His musical world seemed unremittingly insular, as evidenced not only by his zealous guarding of any and all personal facts by his seeming proud rejection not only of the music industry but of most of the music itself. If ever a man could be said to be self-sufficient, it would be David Roback. Some of that self-sufficient spirit inevitably translates into Mazzy Star's ambiguous and affecting music. But appertenly the secret behind that transmutative process will remain as tightly wrapped as the man who writes the music keeps himself. An enigma wrapped in a puzzle on a bed of lettuce, or something. Obviously I was a little more than tired by this point. I said good-bye to David and caught a cab back to the airport hotel, where I crawled into bed to await my wakeup call so I could get back in another metal tube and be flung across the ocean.

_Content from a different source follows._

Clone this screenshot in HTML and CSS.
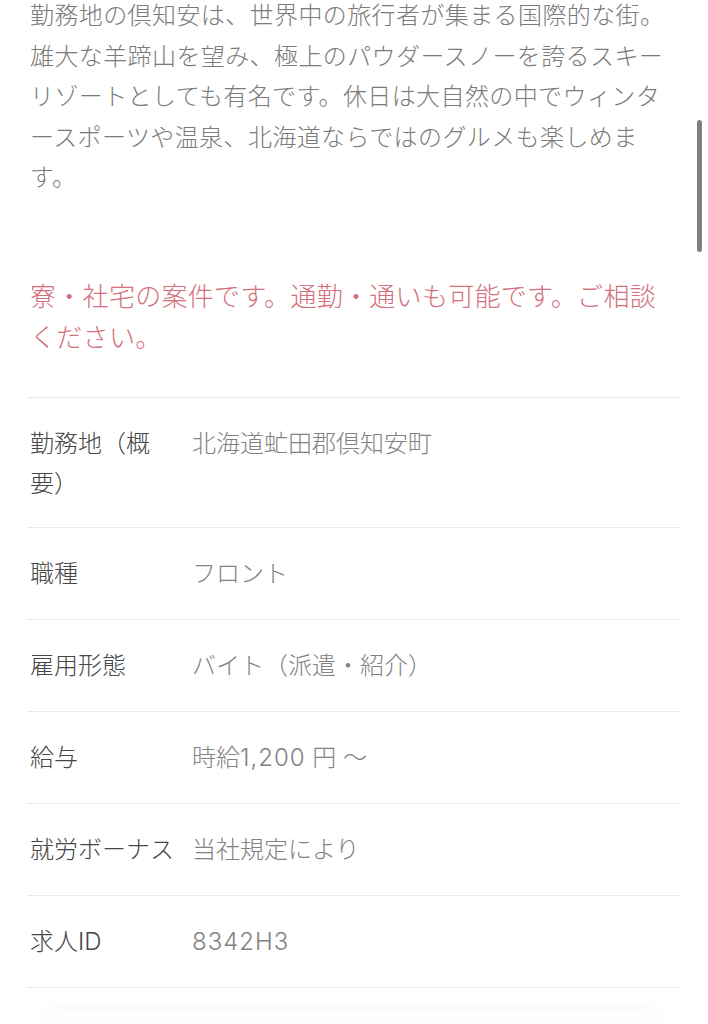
FILE: index.html
```html
<!DOCTYPE html>
<html lang="ja">
<head>
<meta charset="utf-8">
<title>求人詳細</title>
<link rel="stylesheet" href="styles.css">
</head>
<body>
<main class="page">
  <p class="intro">勤務地の倶知安は、世界中の旅行者が集まる国際的な街。雄大な羊蹄山を望み、極上のパウダースノーを誇るスキーリゾートとしても有名です。休日は大自然の中でウィンタースポーツや温泉、北海道ならではのグルメも楽しめます。</p>
  <p class="notice">寮・社宅の案件です。通勤・通いも可能です。ご相談ください。</p>
  <dl class="spec">
    <div class="row"><dt>勤務地（概要）</dt><dd>北海道虻田郡倶知安町</dd></div>
    <div class="row"><dt>職種</dt><dd>フロント</dd></div>
    <div class="row"><dt>雇用形態</dt><dd>バイト（派遣・紹介）</dd></div>
    <div class="row"><dt>給与</dt><dd>時給<span class="num">1,200</span> 円 ～</dd></div>
    <div class="row"><dt>就労ボーナス</dt><dd>当社規定により</dd></div>
    <div class="row"><dt>求人ID</dt><dd><span class="num">8342H3</span></dd></div>
  </dl>
  <div class="next-card"></div>
</main>
<div class="scrollbar"></div>
</body>
</html>
```

FILE: styles.css
```css
html, body {
  margin: 0;
  padding: 0;
  background: #ffffff;
}
body {
  font-family: Inter, "Noto Sans CJK JP", "Noto Sans", sans-serif;
  font-weight: 300;
  overflow: hidden;
}
.page {
  padding: 0 28px;
}
.intro {
  margin: -4px 0 0 0;
  font-size: 24px;
  letter-spacing: 0.4px;
  line-height: 40.5px;
  color: #7b7b7b;
  padding-left: 2px;
}
.notice {
  margin: 77px 0 0 0;
  font-size: 26px;
  letter-spacing: 0.3px;
  line-height: 41px;
  color: #d3707c;
  padding-left: 2px;
}
.spec {
  margin: 39px 0 0 0;
  border-top: 1px dotted #dcd8c6;
}
.row {
  display: flex;
  padding: 26px 0 25px 2px;
  border-bottom: 1px dotted #dcd8c6;
  font-size: 24px;
  line-height: 40px;
}
.spec .row:first-child {
  padding-bottom: 23px;
}
.row dt {
  width: 150px;
  flex: none;
  margin-right: 12px;
  color: #474747;
}
.row dd {
  margin: 0;
  color: #828282;
}
.num {
  letter-spacing: 1px;
}
.next-card {
  margin: 22px 20px 0;
  height: 40px;
  border-radius: 12px;
  box-shadow: 0 -4px 14px rgba(0, 0, 0, 0.03);
  background: #fdfdfd;
}
.scrollbar {
  position: fixed;
  right: 6px;
  top: 120px;
  width: 5px;
  height: 132px;
  border-radius: 3px;
  background: #7f7f7f;
}
```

But the joke was, I couldn't get to sleep. The God of Jetlag, or that crazy Norse God Loki, would not let me shut my eyes. I put my tape of the new Mazzy Star record in my Walkman and turned the volume way down, hoping to be lulled asleep by the gentle strains of the music. It didn't work: I just got more disturbed, and lay there in an agitated clump. Which is probably just the kind of reaction those two were looking for.